Speaking of hoary tropes, you can’t beat Martha Wells’ Murderbot series. SecUnit is a most appealing protagonist, and Wells’ inversion of classic pulp science fiction devices is delicious.
T.J. Klune’s Under the Whispering Door is equal parts delight and grief, and a treasure. If your heart has ever been broken, read it.
Mark Z. Danielewski’s House of Leaves just squeaks into eligibility, having been published...can it really be 22 years ago? Inexplicable and terrifying, pitting generally average people against a universe that’s supremely incomprehensible and indifferent to their suffering.
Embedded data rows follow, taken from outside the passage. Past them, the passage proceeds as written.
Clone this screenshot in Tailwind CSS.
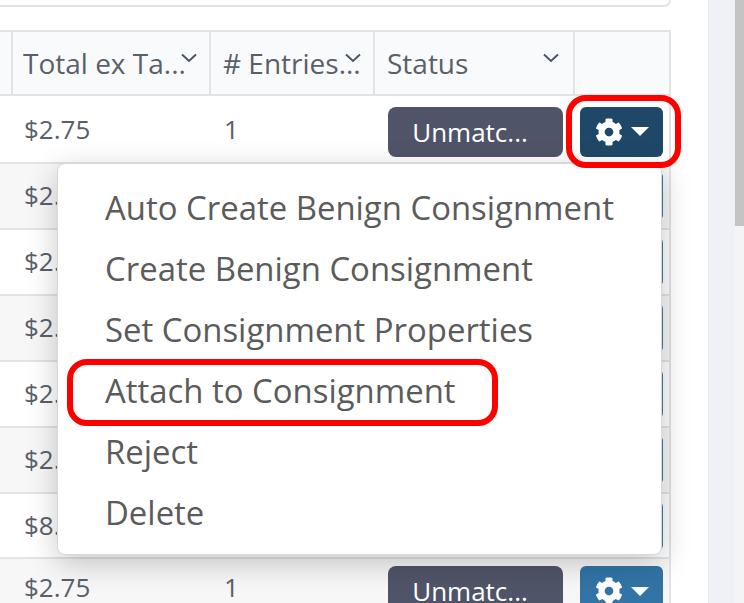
<!DOCTYPE html>
<html lang="en">
<head>
    <meta charset="UTF-8">
    <title>Consignments</title>
    <script src="https://cdn.jsdelivr.net/npm/@tailwindcss/browser@4"></script>
</head>
<body class="bg-white font-['Open_Sans',sans-serif] text-[#5a5f69] overflow-hidden">
    <div class="relative w-[744px] h-[603px] overflow-hidden flex">
        <!-- page content -->
        <div class="w-[708px] shrink-0">
            <div class="h-[7px] w-[671px] border-b-2 border-r-2 border-[#e2e3e6] rounded-br-lg"></div>
            <div class="mt-[23px] w-[671px] border-2 border-l-0 border-b-0 border-[#e2e3e6] text-[26px] leading-[26px]">
                <!-- header -->
                <div class="flex h-[64px] bg-[#f9fafc] border-b-2 border-[#e2e3e6] text-[28px]">
                    <div class="w-[13px] border-r-2 border-[#e2e3e6]"></div>
                    <div class="w-[198px] border-r-2 border-[#e2e3e6] relative pl-[10px] flex items-center">Total ex Ta...
                        <svg class="absolute left-[168px] top-[21px]" width="16" height="10" viewBox="0 0 16 10" fill="none" stroke="#4a5568" stroke-width="2"><path d="M1 1.5l7 6.5 7-6.5"/></svg>
                    </div>
                    <div class="w-[164px] border-r-2 border-[#e2e3e6] relative pl-[12px] flex items-center whitespace-nowrap"># Entries...
                        <svg class="absolute left-[134px] top-[21px]" width="16" height="10" viewBox="0 0 16 10" fill="none" stroke="#4a5568" stroke-width="2"><path d="M1 1.5l7 6.5 7-6.5"/></svg>
                    </div>
                    <div class="w-[200px] border-r-2 border-[#e2e3e6] relative pl-[12px] flex items-center">Status
                        <svg class="absolute left-[168px] top-[21px]" width="16" height="10" viewBox="0 0 16 10" fill="none" stroke="#4a5568" stroke-width="2"><path d="M1 1.5l7 6.5 7-6.5"/></svg>
                    </div>
                    <div class="flex-1"></div>
                </div>
                <!-- rows -->
                <div class="flex h-[68px] border-b-2 border-[#e2e3e6] items-center">
                    <div class="w-[224px] pl-[24px]">$2.75</div><div class="w-[164px]">1</div>
                    <div class="mt-[5px] w-[175px] h-[50px] rounded-lg bg-[#4f5468] text-white flex items-center justify-center pr-[11px]">Unmatc...</div>
                    <div class="mt-[5px] ml-[17px] w-[83px] h-[50px] rounded-md bg-[#1f4868] flex items-center justify-center gap-[8px]">
                        <svg class="w-[28px] h-[28px] shrink-0" viewBox="0 0 512 512" fill="#fff"><path d="M487.4 315.7l-42.6-24.6c4.3-23.2 4.3-47 0-70.2l42.6-24.6c4.9-2.8 7.1-8.6 5.5-14-11.1-35.6-30-67.8-54.7-94.6-3.8-4.1-10-5.1-14.8-2.3L380.8 110c-17.9-15.4-38.5-27.3-60.8-35.1V25.8c0-5.6-3.9-10.5-9.4-11.7-36.7-8.2-74.3-7.8-109.2 0-5.5 1.2-9.4 6.1-9.4 11.7V75c-22.2 7.9-42.8 19.8-60.8 35.1L88.7 85.5c-4.9-2.8-11-1.9-14.8 2.3-24.7 26.7-43.6 58.9-54.7 94.6-1.7 5.4.6 11.2 5.5 14L67.3 221c-4.3 23.2-4.3 47 0 70.2l-42.6 24.6c-4.9 2.8-7.1 8.6-5.5 14 11.1 35.6 30 67.8 54.7 94.6 3.8 4.1 10 5.1 14.8 2.3l42.6-24.6c17.9 15.4 38.5 27.3 60.8 35.1v49.2c0 5.6 3.9 10.5 9.4 11.7 36.7 8.2 74.3 7.8 109.2 0 5.5-1.2 9.4-6.1 9.4-11.7v-49.2c22.2-7.9 42.8-19.8 60.8-35.1l42.6 24.6c4.9 2.8 11 1.9 14.8-2.3 24.7-26.7 43.6-58.9 54.7-94.6 1.5-5.5-.7-11.3-5.6-14.1zM256 336c-44.1 0-80-35.9-80-80s35.9-80 80-80 80 35.9 80 80-35.9 80-80 80z"/></svg>
                        <span class="w-0 h-0 border-x-[9px] border-x-transparent border-t-[9px] border-t-white"></span>
                    </div>
                </div>
                <!-- rows 2-7 sit behind the open menu, only the price start and button edge show -->
                <div class="flex h-[66px] border-b-2 border-[#e2e3e6] bg-[#f7f7f8] items-center">
                    <div class="w-[580px] pl-[24px] pb-[2px]">$2.</div>
                    <div class="w-[83px] h-[50px] rounded-md bg-[#3f7dab]"></div>
                </div>
                <div class="flex h-[66px] border-b-2 border-[#e2e3e6] items-center">
                    <div class="w-[580px] pl-[24px] pb-[2px]">$2.</div>
                    <div class="w-[83px] h-[50px] rounded-md bg-[#3f7dab]"></div>
                </div>
                <div class="flex h-[66px] border-b-2 border-[#e2e3e6] bg-[#f7f7f8] items-center">
                    <div class="w-[580px] pl-[24px] pb-[2px]">$2.</div>
                    <div class="w-[83px] h-[50px] rounded-md bg-[#3f7dab]"></div>
                </div>
                <div class="flex h-[66px] border-b-2 border-[#e2e3e6] items-center">
                    <div class="w-[580px] pl-[24px] pb-[2px]">$2.</div>
                    <div class="w-[83px] h-[50px] rounded-md bg-[#3f7dab]"></div>
                </div>
                <div class="flex h-[66px] border-b-2 border-[#e2e3e6] bg-[#f7f7f8] items-center">
                    <div class="w-[580px] pl-[24px] pb-[2px]">$2.</div>
                    <div class="w-[83px] h-[50px] rounded-md bg-[#3f7dab]"></div>
                </div>
                <div class="flex h-[65px] border-b-2 border-[#e2e3e6] items-center">
                    <div class="w-[580px] pl-[24px] pb-[2px]">$8.</div>
                    <div class="w-[83px] h-[50px] rounded-md bg-[#3f7dab]"></div>
                </div>
                <div class="flex h-[44px] bg-[#f7f7f8] items-start">
                    <div class="w-[224px] pl-[24px] pt-[15px]">$2.75</div><div class="w-[164px] pt-[15px]">1</div>
                    <div class="mt-[7px] w-[175px] h-[50px] rounded-lg bg-[#4f5468] text-white flex items-start pt-[12px] justify-center pr-[11px]">Unmatc...</div>
                    <div class="mt-[7px] ml-[17px] w-[83px] h-[50px] rounded-md bg-[#3274a5] flex items-center justify-center gap-[8px]">
                        <svg class="w-[28px] h-[28px] shrink-0" viewBox="0 0 512 512" fill="#fff"><path d="M487.4 315.7l-42.6-24.6c4.3-23.2 4.3-47 0-70.2l42.6-24.6c4.9-2.8 7.1-8.6 5.5-14-11.1-35.6-30-67.8-54.7-94.6-3.8-4.1-10-5.1-14.8-2.3L380.8 110c-17.9-15.4-38.5-27.3-60.8-35.1V25.8c0-5.6-3.9-10.5-9.4-11.7-36.7-8.2-74.3-7.8-109.2 0-5.5 1.2-9.4 6.1-9.4 11.7V75c-22.2 7.9-42.8 19.8-60.8 35.1L88.7 85.5c-4.9-2.8-11-1.9-14.8 2.3-24.7 26.7-43.6 58.9-54.7 94.6-1.7 5.4.6 11.2 5.5 14L67.3 221c-4.3 23.2-4.3 47 0 70.2l-42.6 24.6c-4.9 2.8-7.1 8.6-5.5 14 11.1 35.6 30 67.8 54.7 94.6 3.8 4.1 10 5.1 14.8 2.3l42.6-24.6c17.9 15.4 38.5 27.3 60.8 35.1v49.2c0 5.6 3.9 10.5 9.4 11.7 36.7 8.2 74.3 7.8 109.2 0 5.5-1.2 9.4-6.1 9.4-11.7v-49.2c22.2-7.9 42.8-19.8 60.8-35.1l42.6 24.6c4.9 2.8 11 1.9 14.8-2.3 24.7-26.7 43.6-58.9 54.7-94.6 1.5-5.5-.7-11.3-5.6-14.1zM256 336c-44.1 0-80-35.9-80-80s35.9-80 80-80 80 35.9 80 80-35.9 80-80 80z"/></svg>
                        <span class="w-0 h-0 border-x-[9px] border-x-transparent border-t-[9px] border-t-white"></span>
                    </div>
                </div>
            </div>
        </div>
        <!-- scrollbar -->
        <div class="flex-1 flex">
            <div class="w-[27px] bg-[#eff1f6] border-l border-[#e6e8ef]"></div>
            <div class="flex-1 bg-[#f4f4f6]">
                <div class="h-[226px] bg-[#c4c4c4]"></div>
            </div>
        </div>
        <!-- dropdown menu -->
        <div class="absolute left-[57px] top-[163px] w-[605px] h-[392px] bg-white rounded-lg border border-[#d8d8d8] shadow-[0_8px_30px_rgba(0,0,0,0.22)] pt-[13px] pl-[47px] text-[32.9px] leading-[61px] text-[#5b5b5b]">
            <div>Auto Create Benign Consignment</div>
            <div>Create Benign Consignment</div>
            <div>Set Consignment Properties</div>
            <div>Attach to Consignment</div>
            <div>Reject</div>
            <div>Delete</div>
        </div>
        <!-- annotations -->
        <div class="absolute left-[566px] top-[95px] w-[115px] h-[73px] border-[6px] border-[#ff0000] rounded-[20px]"></div>
        <div class="absolute left-[67px] top-[359px] w-[431px] h-[67px] border-[6px] border-[#ff0000] rounded-[20px]"></div>
    </div>
</body>
</html>
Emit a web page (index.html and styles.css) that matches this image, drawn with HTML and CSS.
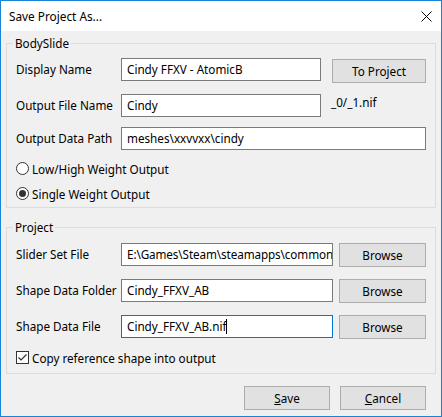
FILE: index.html
```html
<!DOCTYPE html>
<html lang="en">
<head>
    <meta charset="UTF-8">
    <title>Save Project As...</title>
    <link rel="stylesheet" href="styles.css">
</head>
<body>

<div class="window">
    <!-- Title bar -->
    <div class="titlebar">
        <span class="title">Save Project As...</span>
        <svg class="close" width="11" height="11" viewBox="0 0 11 11">
            <path d="M0.5 0.5 L10.5 10.5 M10.5 0.5 L0.5 10.5" stroke="#000" stroke-width="1" fill="none"/>
        </svg>
    </div>

    <div class="content">
        <!-- BodySlide group -->
        <fieldset class="group group-bodyslide">
            <legend>BodySlide</legend>
            <div class="row row-name">
                <span class="label">Display Name</span>
                <div class="textbox box-name">Cindy FFXV - AtomicB</div>
                <button class="button btn-project">To Project</button>
            </div>
            <div class="row row-file">
                <span class="label">Output File Name</span>
                <div class="textbox box-name">Cindy</div>
                <span class="suffix">_0/_1.nif</span>
            </div>
            <div class="row row-path">
                <span class="label">Output Data Path</span>
                <div class="textbox box-path">meshes\xxvvxx\cindy</div>
            </div>
            <div class="option option-first">
                <span class="radio"></span>
                <span>Low/High Weight Output</span>
            </div>
            <div class="option option-second">
                <span class="radio checked"></span>
                <span>Single Weight Output</span>
            </div>
        </fieldset>

        <!-- Project group -->
        <fieldset class="group group-project">
            <legend>Project</legend>
            <div class="row">
                <span class="label">Slider Set File</span>
                <div class="textbox box-file box-long">E:\Games\Steam\steamapps\common</div>
                <button class="button btn-browse">Browse</button>
            </div>
            <div class="row row-gap">
                <span class="label">Shape Data Folder</span>
                <div class="textbox box-file">Cindy_FFXV_AB</div>
                <button class="button btn-browse">Browse</button>
            </div>
            <div class="row row-gap">
                <span class="label">Shape Data File</span>
                <div class="textbox box-file focused">Cindy_FFXV_AB.nif<span class="caret"></span></div>
                <button class="button btn-browse">Browse</button>
            </div>
            <div class="option option-check">
                <span class="checkbox">
                    <svg width="11" height="11" viewBox="0 0 11 11">
                        <path d="M1.5 5.5 L4 8 L9.5 2.5" stroke="#333" stroke-width="1.2" fill="none"/>
                    </svg>
                </span>
                <span>Copy reference shape into output</span>
            </div>
        </fieldset>

        <!-- Dialog buttons -->
        <div class="footer">
            <button class="button btn-dialog"><u>S</u>ave</button>
            <button class="button btn-dialog"><u>C</u>ancel</button>
        </div>
    </div>
</div>

</body>
</html>
```

FILE: styles.css
```css
body {
    margin: 0;
    padding: 0;
    font-family: "Noto Sans", "Open Sans", sans-serif;
    font-size: 11.7px;
    color: #000;
    background-color: #ffffff;
}

.window {
    width: 442px;
    height: 417px;
    box-sizing: border-box;
    border: 1px solid #1883d7;
    display: flex;
    flex-direction: column;
}

.titlebar {
    height: 30px;
    flex-shrink: 0;
    background-color: #fff;
    display: flex;
    align-items: center;
    justify-content: space-between;
    padding: 0 9px 0 8px;
}

.title {
    font-size: 11.8px;
}

.content {
    flex: 1;
    background-color: #f0f0f0;
    padding: 4px 5px 0 5px;
    display: flex;
    flex-direction: column;
}

.group {
    margin: 0;
    border: 1px solid #dcdcdc;
    padding: 7px 9px 5px 9px;
    min-width: 0;
}

.group legend {
    padding: 0 2px;
    margin-left: -3px;
    line-height: 16px;
}

.group-project {
    margin-top: 11px;
    padding-top: 8px;
    padding-bottom: 7px;
}

.row {
    display: flex;
    align-items: flex-start;
}

.row-name {
    height: 25px;
}

.row-file {
    margin-top: 11px;
}

.row-path {
    margin-top: 10px;
}

.row-gap {
    margin-top: 12px;
}

.label {
    width: 105px;
    flex-shrink: 0;
    line-height: 23px;
    white-space: nowrap;
}

.textbox {
    height: 23px;
    box-sizing: border-box;
    border: 1px solid #7a7a7a;
    background-color: #fff;
    padding: 0 5px;
    line-height: 21px;
    white-space: nowrap;
    overflow: hidden;
}

.textbox.focused {
    border-color: #0078d7;
}

.box-long {
    padding-right: 0;
    letter-spacing: -0.1px;
}

.caret {
    display: inline-block;
    width: 1px;
    height: 15px;
    background-color: #000;
    vertical-align: -3px;
}

.box-name {
    width: 200px;
}

.box-path {
    width: 305px;
}

.box-file {
    width: 212px;
}

.suffix {
    margin-left: 10px;
    line-height: 16px;
}

.button {
    height: 24px;
    box-sizing: border-box;
    border: 1px solid #adadad;
    background-color: #e1e1e1;
    color: #000;
    font: inherit;
    padding: 0;
    cursor: pointer;
}

.btn-project {
    width: 94px;
    margin-left: 11px;
    margin-top: 1px;
}

.btn-browse {
    width: 87px;
    margin-left: 6px;
}

.option {
    display: flex;
    align-items: center;
    height: 17px;
    gap: 3px;
}

.option-first {
    margin-top: 10px;
}

.option-second {
    margin-top: 8px;
}

.option-check {
    margin-top: 10px;
}

.radio {
    width: 13px;
    height: 13px;
    box-sizing: border-box;
    border: 1px solid #333;
    border-radius: 50%;
    background-color: #fff;
    display: flex;
    align-items: center;
    justify-content: center;
}

.radio.checked::after {
    content: "";
    width: 7px;
    height: 7px;
    border-radius: 50%;
    background-color: #333;
}

.checkbox {
    width: 13px;
    height: 13px;
    box-sizing: border-box;
    border: 1px solid #333;
    background-color: #fff;
    display: flex;
    align-items: center;
    justify-content: center;
}

.footer {
    display: flex;
    justify-content: flex-end;
    gap: 10px;
    margin-top: 12px;
    padding-right: 10px;
}

.btn-dialog {
    width: 86px;
}
```
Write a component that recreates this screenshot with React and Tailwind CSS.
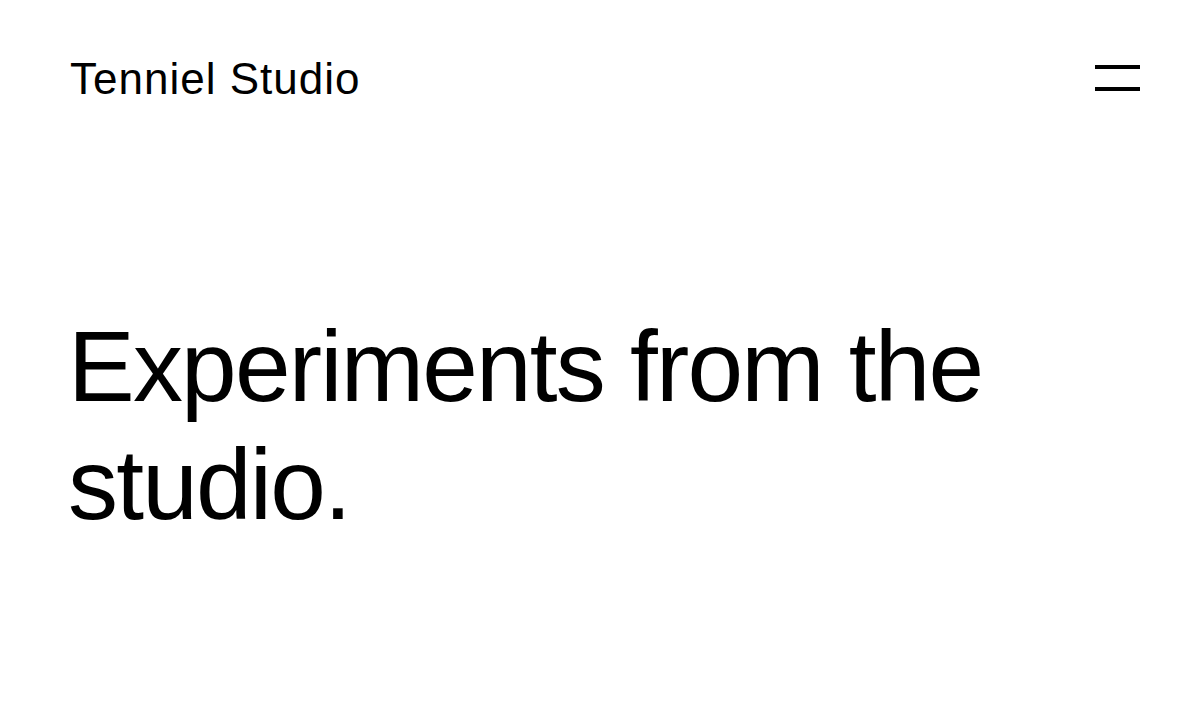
export default function App() {
  return (
    <div
      className="min-h-screen bg-white text-black"
      style={{ fontFamily: '"Liberation Sans", Arial, sans-serif' }}
    >
      <header className="flex items-start justify-between pl-[70px] pr-[60px] pt-[53px]">
        <a href="#" className="text-[44px] leading-[52px] tracking-[1px]">
          Tenniel Studio
        </a>
        {/* two-bar menu toggle */}
        <button aria-label="Menu" className="mt-[12px] flex w-[45px] flex-col gap-[18px]">
          <span className="block h-[4px] w-full bg-black" />
          <span className="block h-[4px] w-full bg-black" />
        </button>
      </header>

      <main className="px-[68px] pt-[202px]">
        <h1 className="max-w-[960px] text-[100px] leading-[118px] tracking-[-1.8px]">
          Experiments from the studio.
        </h1>
      </main>
    </div>
  );
}
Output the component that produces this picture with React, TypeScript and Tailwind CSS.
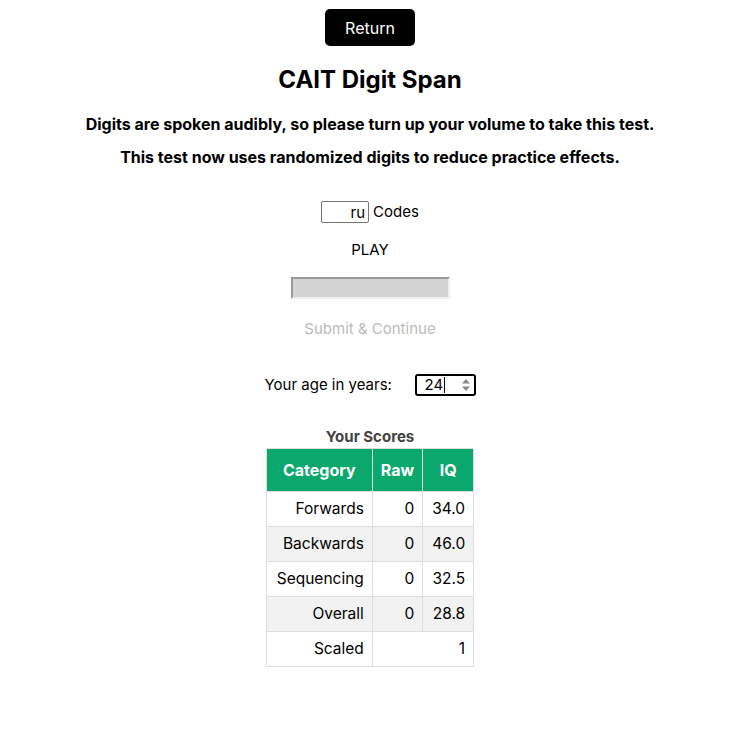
export default function App() {
  const rows = [
    { name: 'Forwards', raw: '0', iq: '34.0' },
    { name: 'Backwards', raw: '0', iq: '46.0' },
    { name: 'Sequencing', raw: '0', iq: '32.5' },
    { name: 'Overall', raw: '0', iq: '28.8' },
  ];
  return (
    <div className="flex flex-col items-center bg-white text-black font-['Inter',sans-serif] min-h-[745px] pl-[5px]">
      <button className="mt-[9px] w-[90px] h-[37px] rounded-[5px] bg-black text-white text-[16px]">Return</button>
      <h1 className="mt-[19px] text-[24px] font-bold leading-[30px]">CAIT Digit Span</h1>
      <p className="mt-[18px] text-[16px] font-bold leading-[22px]">
        Digits are spoken audibly, so please turn up your volume to take this test.
      </p>
      <p className="mt-[11px] text-[16px] font-bold leading-[22px]">
        This test now uses randomized digits to reduce practice effects.
      </p>
      <div className="mt-[33px] flex items-center gap-[4px] text-[15px]">
        <div className="w-[48px] h-[22px] border border-[#767676] rounded-[2px] flex items-center justify-end pr-[3px] leading-none">ru</div>
        <span>Codes</span>
      </div>
      <div className="mt-[16px] text-[15px] leading-[20px]">PLAY</div>
      <div className="mt-[17px] w-[159px] h-[22px] bg-[#d3d3d3] border-t-2 border-l-2 border-[#999] border-b-2 border-b-[#eee] border-r-2 border-r-[#eee]"></div>
      <div className="mt-[20px] text-[15px] text-[#bbb] leading-[20px]">Submit &amp; Continue</div>
      <div className="mt-[35px] flex items-center text-[15px]">
        <span className="w-[150px]">Your age in years:</span>
        <div className="w-[61px] h-[22px] border-2 border-black rounded-[3px] flex items-center pl-[8px] pr-[3px]">
          <span className="leading-none">24</span>
          <span className="w-px h-[16px] bg-black ml-px" />
          <span className="flex-1" />
          <svg width="10" height="14" viewBox="0 0 10 14" className="text-[#888]">
            <path d="M5 1 L9 5.5 L1 5.5 Z" fill="currentColor" />
            <path d="M5 13 L9 8.5 L1 8.5 Z" fill="currentColor" />
          </svg>
        </div>
      </div>
      <div className="mt-[32px] text-[15px] font-bold text-[#444] leading-[18px]">Your Scores</div>
      <table className="mt-[2px] border-collapse text-[15.5px]">
        <thead>
          <tr className="bg-[#0aa86c] text-white font-bold text-[16px] h-[43px]">
            <th className="w-[106px] border border-[#ddd] px-[8px] text-center">Category</th>
            <th className="w-[50px] border border-[#ddd] px-[8px] text-center">Raw</th>
            <th className="w-[51px] border border-[#ddd] px-[8px] text-center">IQ</th>
          </tr>
        </thead>
        <tbody>
          {rows.map((r, i) => (
            <tr key={r.name} className={`h-[35px] ${i % 2 === 1 ? 'bg-[#f2f2f2]' : 'bg-white'}`}>
              <td className="border border-[#ddd] px-[8px] text-right">{r.name}</td>
              <td className="border border-[#ddd] px-[8px] text-right">{r.raw}</td>
              <td className="border border-[#ddd] px-[8px] text-right">{r.iq}</td>
            </tr>
          ))}
          <tr className="h-[35px] bg-white">
            <td className="border border-[#ddd] px-[8px] text-right">Scaled</td>
            <td colSpan={2} className="border border-[#ddd] px-[8px] text-right">1</td>
          </tr>
        </tbody>
      </table>
    </div>
  );
}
Still keeps me awake some nights.
And finally, perhaps it’s the attack on its author that brings it to mind as I’m hurriedly typing, but Salman Rushdie’s The Enchantress of Florence is a gem of a novel. Incandescently beautiful with a horrific underbelly.
I’m in mind tonight of Ursula Le Guin’s National Book Award speech, in which she foresaw that we would need, more than ever, writers of the imagination. Rushdie stands in the forefront of the crowd — equal parts innovator, storyteller, fearless speaker of truth no matter how welcome or unwelcome. I hope he recovers and continues his courageous life. I hope for his attacker...well, I’m torn. Part of me wants him to be reconciled and cognizant of his crime, and part of me wants him punished. He too stands at the forefront, but his crowd is made up of religious terrorists, bad state actors, and insurrectionists.
In the Great Sorting, I know which group I’d rather be in. Storytellers are good partiers, too. Imagine splitting a bottle of wine with Geoffrey Chaucer — even today, even with the inevitable language barriers for most of us, it’s an appealing notion.
Okay, I’ve offered up my top five picks of the moment (excepting Robin McKinley’s Sunshine, [thanks for the recommendation, Brian] which is quite charming and for which I think a sequel is due). Your turn.
P.S.
I’d be remiss not to mention the gorgeousness of The Sandman on Netflix. Season 1 covers the first two books, Preludes and Nocturnes and A Doll’s House. It’s painterly in form, reproducing many of the iconic scenes from the comics. The excisions and changes from the original are, on the whole, streamlining and smoothing the rough edges. I was particularly happy with the changes to John Dee’s character from maniac to deliberately and politely insane, and impeccably portrayed by David Thewlis. Neil Gaiman’s fingerprints are all over the adaptation, and it’s worth a trial month of Netflix just to watch it.